I’ve never actually regarded myself as ‘fat’, more ‘would benefit from losing a pound or two’, like Donald Trump might benefit from gaining a little humility. I’m relatively healthy I think, although relative to what I am not certain, and I have no desire to look like Adonis. (Actually, I have just looked at the statue of him, by Francois Duquesnoy, and if I’m honest he looks a little flabby to me. His muscle definition is not great and his little bits and pieces are not all that you would expect of a God, although it does say that he was mortal lover of both Aphrodite and Persephone so perhaps he just needed a bit of a rest. Frankly, I think he might have been better advised to have asked M Duquesnoy if he could have kept his pants on during the long – and presumably cold – modelling days.)
I, myself, have never looked good naked, even in my youth I looked somehow unfinished. Even the vainest of men must admit to feeling just the teensiest bit ridiculous without clothes. I think God pinched one of Adam’s ribs simply because he’d come up with a much better design: altogether more aerodynamic, better suited to leather trousers and less likely to get snagged on brambles. Odd that evolution has persuaded half of us that having a penis makes us superior, when all it actually does is to give the other half of us something to laugh about when our backs are turned. It would certainly be better if it wasn’t given so much latitude to override common sense. Funny, no matter how overweight Adonis might get, that never gets fat. Just lazy…
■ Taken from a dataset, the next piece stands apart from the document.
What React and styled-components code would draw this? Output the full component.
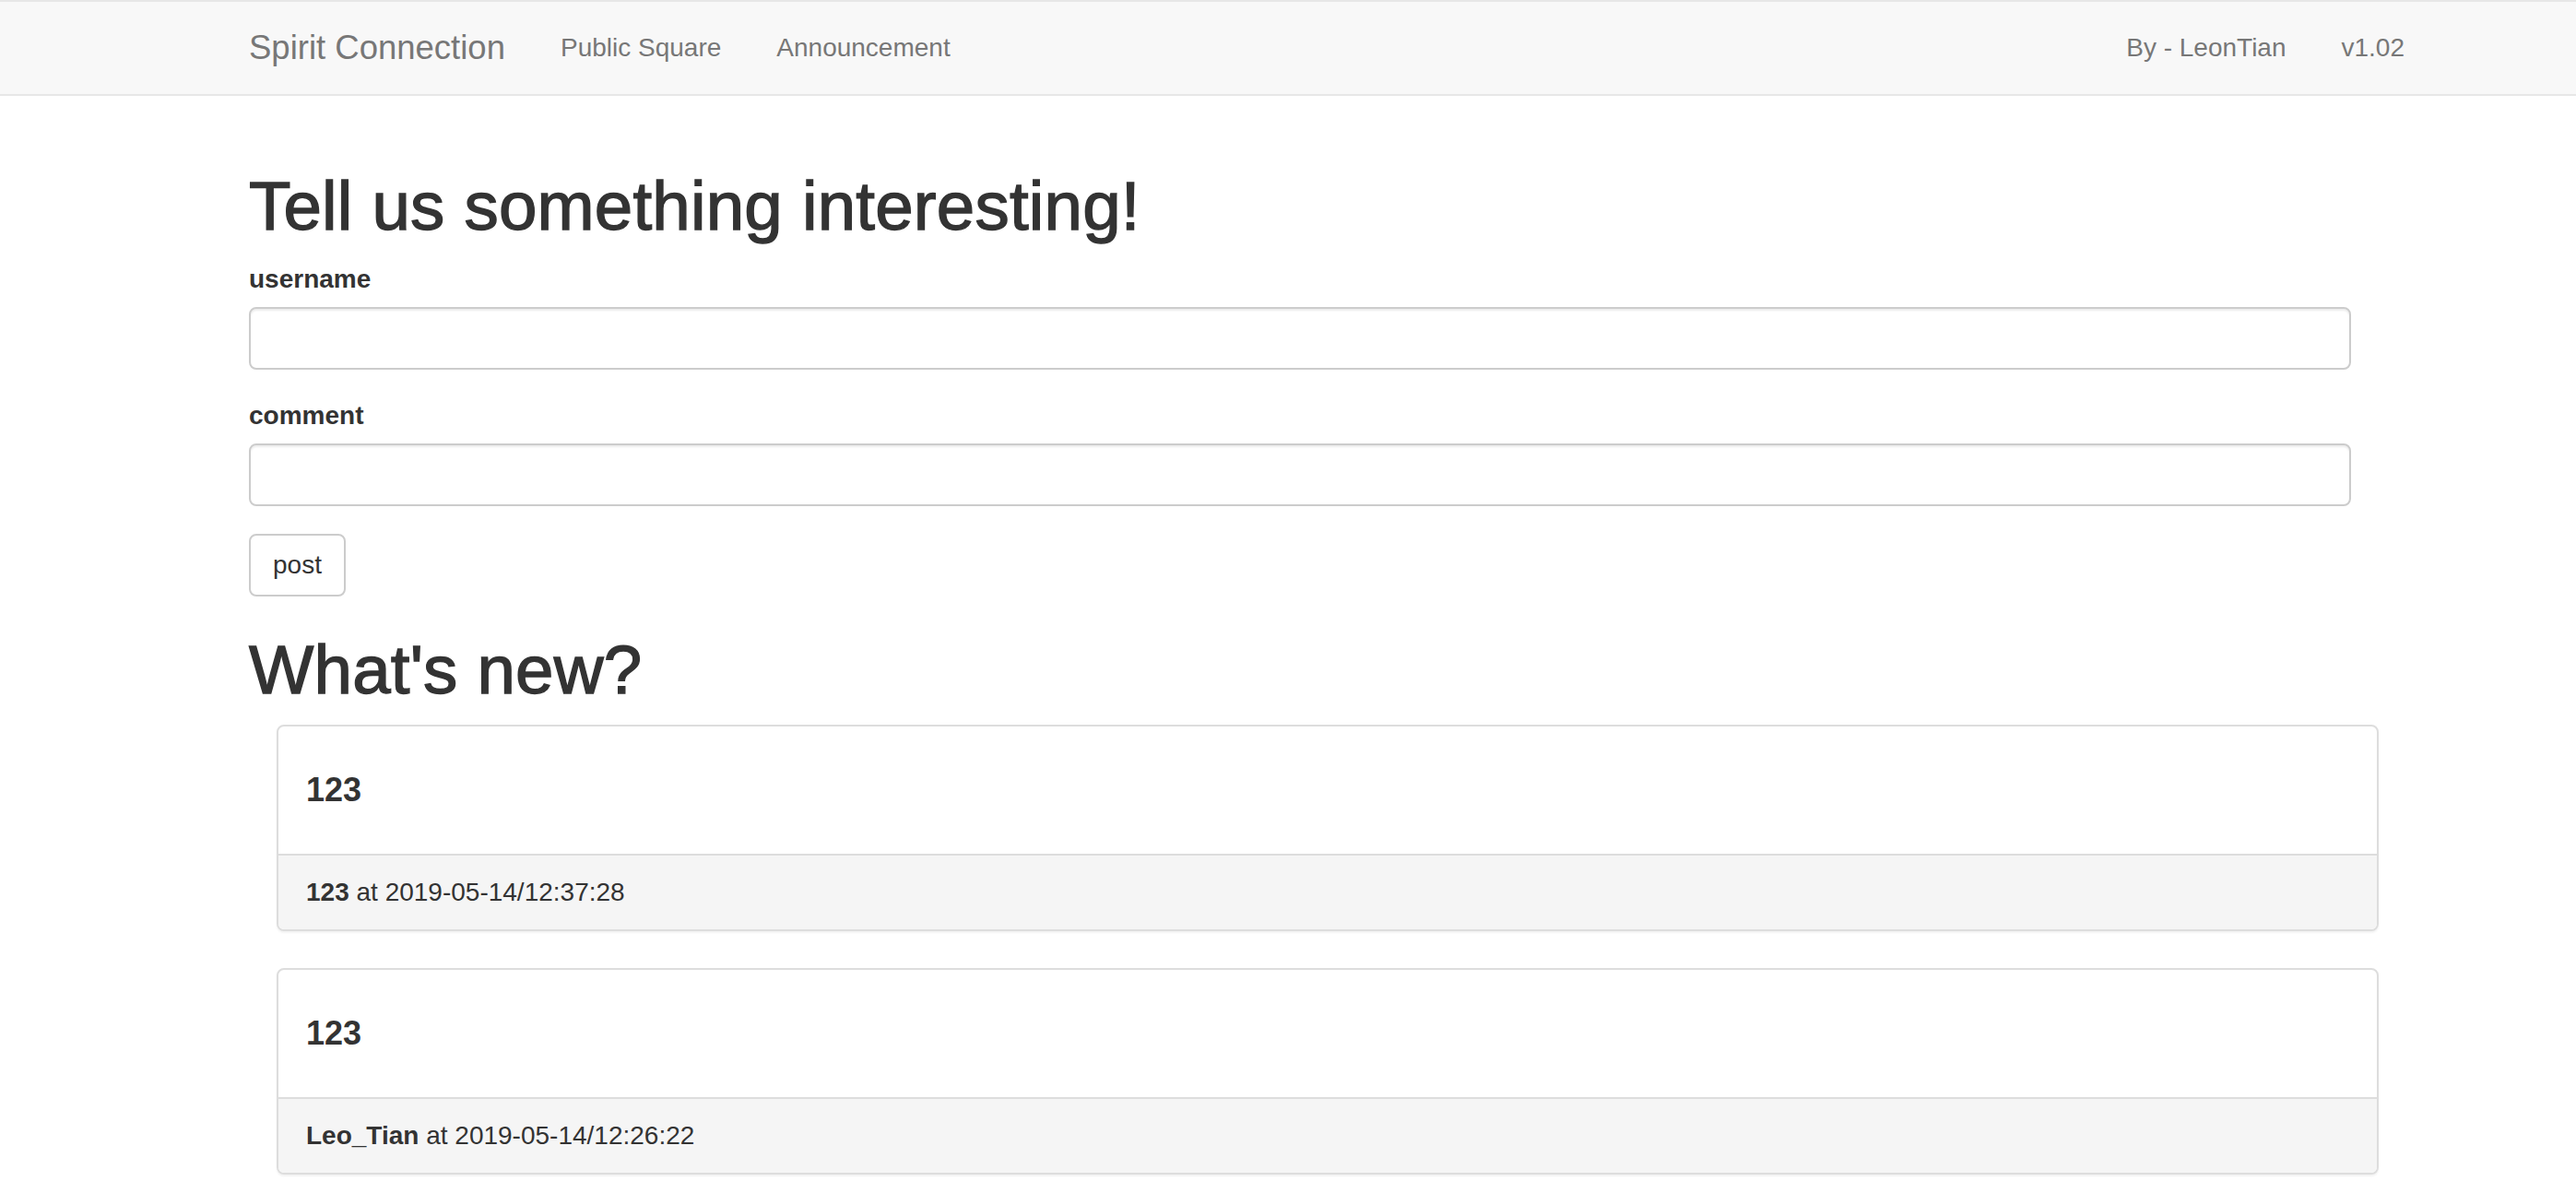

This occasional compulsion to diet, however, is not about looks: if I’m honest, the only person who ever sees me naked now is my wife and she gave up noticing years ago – occasionally, if she’s in a frivolous mood, she will try and hit it with a bottle on the way to the recycling bin, but otherwise she leaves well alone. I’m not even sure that it’s about health – I feel ok as I am: I can play with the kids for hours, I can bend far enough to reach the TV remote – sometimes without the help of a rolled up newspaper – I can always manage the forty-two minute walk to the sweet shop. I think it is probably about Spring. I think it is about hormones – such as I have left – waking up and thinking, “Let’s see, the sun is shining, the buds are bursting, the birds and bees are doing whatever it is that the birds and bees do (most of it, it would appear, on my shed roof) it’s probably time to give this old wreck a bit of a spring clean too. Detox, maybe: remove the chocolate orange and the raspberry flavoured vodka from the five-a-day; stop him lining his arteries with the kind of stuff that the Mafia use to fill wellies; generally give him the chance of making the summer without a plywood casing.”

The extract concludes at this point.